All of the material below is to be restated word for word, apart from the pictures.

------------------------

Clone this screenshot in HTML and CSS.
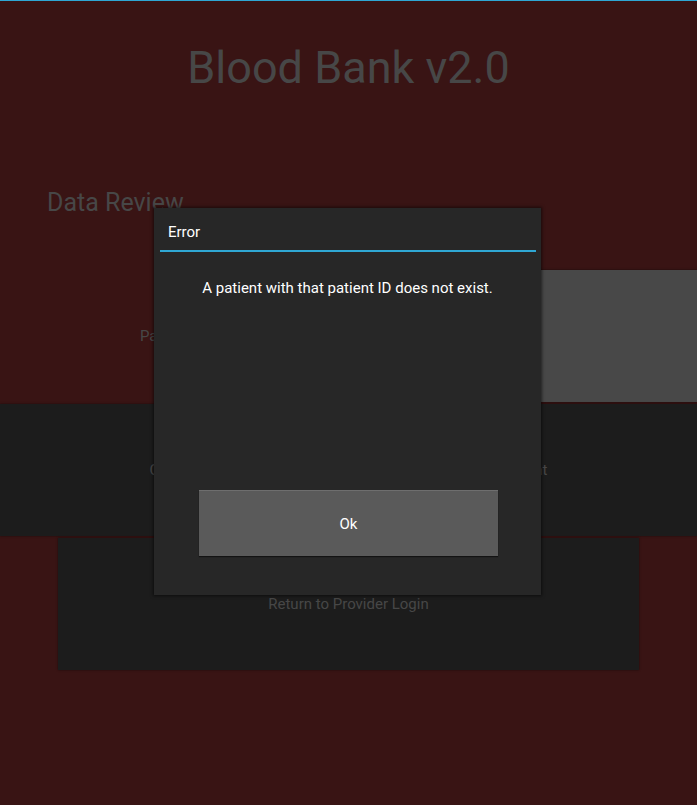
FILE: index.html
```html
<!DOCTYPE html>
<html>
<head>
<meta charset="utf-8">
<link rel="stylesheet" href="styles.css">
</head>
<body>
<div class="screen">
  <div class="topline"></div>
  <h1 class="app-title">Blood Bank v2.0</h1>
  <h2 class="section-title">Data Review</h2>
  <div class="field-row">
    <div class="field-label">Patient ID:</div>
    <div class="field-input"></div>
  </div>
  <div class="btn btn-wide">Continue to the Patient Data Review for the Selected Patient</div>
  <div class="btn btn-return">Return to Provider Login</div>

  <div class="popup">
    <div class="popup-title">Error</div>
    <div class="popup-sep"></div>
    <div class="popup-body">
      <p class="popup-msg">A patient with that patient ID does not exist.</p>
      <div class="popup-btn">Ok</div>
    </div>
  </div>
</div>
</body>
</html>
```
FILE: styles.css
```css
html, body {
  margin: 0;
  padding: 0;
  background: #391414;
}
.screen {
  position: relative;
  width: 697px;
  height: 805px;
  overflow: hidden;
  display: flex;
  flex-direction: column;
  align-items: stretch;
  font-family: Roboto, "Liberation Sans", sans-serif;
  background: #391414;
}
.topline {
  height: 1px;
  background: #2fa7d4;
  flex: none;
}
.app-title {
  margin: 44px 0 0 0;
  font-size: 45px;
  line-height: 45px;
  font-weight: 400;
  color: #474747;
  text-align: center;
}
.section-title {
  margin: 100px 0 0 47px;
  font-size: 25px;
  line-height: 25px;
  font-weight: 400;
  color: #474747;
}
.field-row {
  margin-top: 55px;
  height: 132px;
  display: flex;
  flex: none;
}
.field-label {
  flex: 1;
  display: flex;
  align-items: center;
  justify-content: center;
  font-size: 15px;
  color: #474747;
}
.field-input {
  flex: 1;
  background: #484848;
  box-shadow: 0 0 2px rgba(0,0,0,0.6);
}
.btn {
  display: flex;
  align-items: center;
  justify-content: center;
  background: #1c1c1c;
  color: #474747;
  font-size: 15px;
  height: 132px;
  flex: none;
  box-shadow: 0 0 2px rgba(0,0,0,0.5);
}
.btn-wide {
  margin-top: 2px;
}
.btn-return {
  margin: 2px 58px 0 58px;
}
.popup {
  position: absolute;
  left: 154px;
  top: 208px;
  width: 387px;
  height: 387px;
  background: #272727;
  box-shadow: 0 0 3px 1px rgba(0,0,0,0.55);
  display: flex;
  flex-direction: column;
  color: #ffffff;
}
.popup-title {
  margin: 15px 0 0 14px;
  font-size: 15px;
  line-height: 18px;
}
.popup-sep {
  margin: 9px 5px 0 6px;
  height: 2px;
  background: #2fa7d4;
}
.popup-body {
  flex: 1;
  display: flex;
  flex-direction: column;
  align-items: center;
}
.popup-msg {
  margin: 27px 0 0 0;
  font-size: 15px;
  line-height: 18px;
  text-align: center;
}
.popup-btn {
  margin: 193px 0 0 2px;
  width: 299px;
  height: 65px;
  background: #5a5a5a;
  border-top: 1px solid #6e6e6e;
  display: flex;
  align-items: center;
  justify-content: center;
  font-size: 15px;
  box-shadow: 0 1px 1px rgba(0,0,0,0.5);
}
```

------------------------

(EXERCISE ANSWER):
Clone this screenshot in HTML and CSS.
FILE: index.html
```html
<!DOCTYPE html>
<html>
<head>
<meta charset="utf-8">
<link rel="stylesheet" href="styles.css">
</head>
<body>
<div class="screen">
  <div class="topline"></div>
  <h1 class="app-title">Blood Bank v2.0</h1>
  <h2 class="section-title">Data Review</h2>
  <div class="field-row">
    <div class="field-label">Patient ID:</div>
    <div class="field-input"></div>
  </div>
  <div class="btn btn-wide">Continue to the Patient Data Review for the Selected Patient</div>
  <div class="btn btn-return">Return to Provider Login</div>

  <div class="popup">
    <div class="popup-title">Error</div>
    <div class="popup-sep"></div>
    <div class="popup-body">
      <p class="popup-msg">A patient with that patient ID does not exist.</p>
      <div class="popup-btn">Ok</div>
    </div>
  </div>
</div>
</body>
</html>
```
FILE: styles.css
```css
html, body {
  margin: 0;
  padding: 0;
  background: #391414;
}
.screen {
  position: relative;
  width: 697px;
  height: 805px;
  overflow: hidden;
  display: flex;
  flex-direction: column;
  align-items: stretch;
  font-family: Roboto, "Liberation Sans", sans-serif;
  background: #391414;
}
.topline {
  height: 1px;
  background: #2fa7d4;
  flex: none;
}
.app-title {
  margin: 44px 0 0 0;
  font-size: 45px;
  line-height: 45px;
  font-weight: 400;
  color: #474747;
  text-align: center;
}
.section-title {
  margin: 100px 0 0 47px;
  font-size: 25px;
  line-height: 25px;
  font-weight: 400;
  color: #474747;
}
.field-row {
  margin-top: 55px;
  height: 132px;
  display: flex;
  flex: none;
}
.field-label {
  flex: 1;
  display: flex;
  align-items: center;
  justify-content: center;
  font-size: 15px;
  color: #474747;
}
.field-input {
  flex: 1;
  background: #484848;
  box-shadow: 0 0 2px rgba(0,0,0,0.6);
}
.btn {
  display: flex;
  align-items: center;
  justify-content: center;
  background: #1c1c1c;
  color: #474747;
  font-size: 15px;
  height: 132px;
  flex: none;
  box-shadow: 0 0 2px rgba(0,0,0,0.5);
}
.btn-wide {
  margin-top: 2px;
}
.btn-return {
  margin: 2px 58px 0 58px;
}
.popup {
  position: absolute;
  left: 154px;
  top: 208px;
  width: 387px;
  height: 387px;
  background: #272727;
  box-shadow: 0 0 3px 1px rgba(0,0,0,0.55);
  display: flex;
  flex-direction: column;
  color: #ffffff;
}
.popup-title {
  margin: 15px 0 0 14px;
  font-size: 15px;
  line-height: 18px;
}
.popup-sep {
  margin: 9px 5px 0 6px;
  height: 2px;
  background: #2fa7d4;
}
.popup-body {
  flex: 1;
  display: flex;
  flex-direction: column;
  align-items: center;
}
.popup-msg {
  margin: 27px 0 0 0;
  font-size: 15px;
  line-height: 18px;
  text-align: center;
}
.popup-btn {
  margin: 193px 0 0 2px;
  width: 299px;
  height: 65px;
  background: #5a5a5a;
  border-top: 1px solid #6e6e6e;
  display: flex;
  align-items: center;
  justify-content: center;
  font-size: 15px;
  box-shadow: 0 1px 1px rgba(0,0,0,0.5);
}
```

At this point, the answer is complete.